How to choose a trusted payroll management company?

Compare accuracy controls, compliance track record, security measures, integration capabilities, and support model. Use an evaluation checklist (like PAYROLL CARE), request sample reports, run a parallel payroll, and review contract terms about liability and SLAs.

What regulatory checks should be verified before hiring a payroll vendor?

Confirm employer registration status for federal and state tax filings, electronic filing capabilities, payment schedules for tax deposits, and local withholding requirements. Review the provider's process for W-2/1099 generation and corrections.

How long should a payroll onboarding and parallel run last?

A safe parallel period is typically 1–3 pay cycles depending on payroll frequency and complexity. This allows validation of deductions, benefits, tax calculations, and reporting before officially switching.

What are typical service-level agreements for payroll accuracy?

SLA elements often include turnaround time for corrections, guaranteed filing deadlines, uptime for online portals, and defined credit or penalty structures for missed deliverables. Ensure these are documented in the contract.

Can switching payroll providers affect year-end reporting?

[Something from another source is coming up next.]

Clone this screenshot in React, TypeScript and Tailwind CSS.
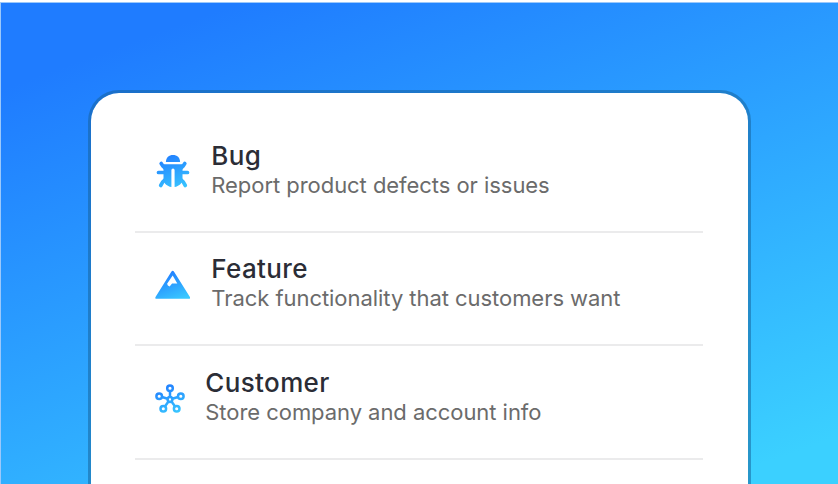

Yes. Plan transitions around fiscal and tax-year timing: confirm how year-to-date data will be handled for W-2s/1099s, test W-2/1099 exports, and verify the outgoing provider’s finalization steps to avoid duplicate or missing filings.

Using the PAYROLL CARE Checklist, running a parallel test, and verifying SLAs and tax processes will materially reduce the risk of errors and compliance gaps. Prioritize providers that make reconciliation transparent and provide documented, auditable processes for tax filings and corrections.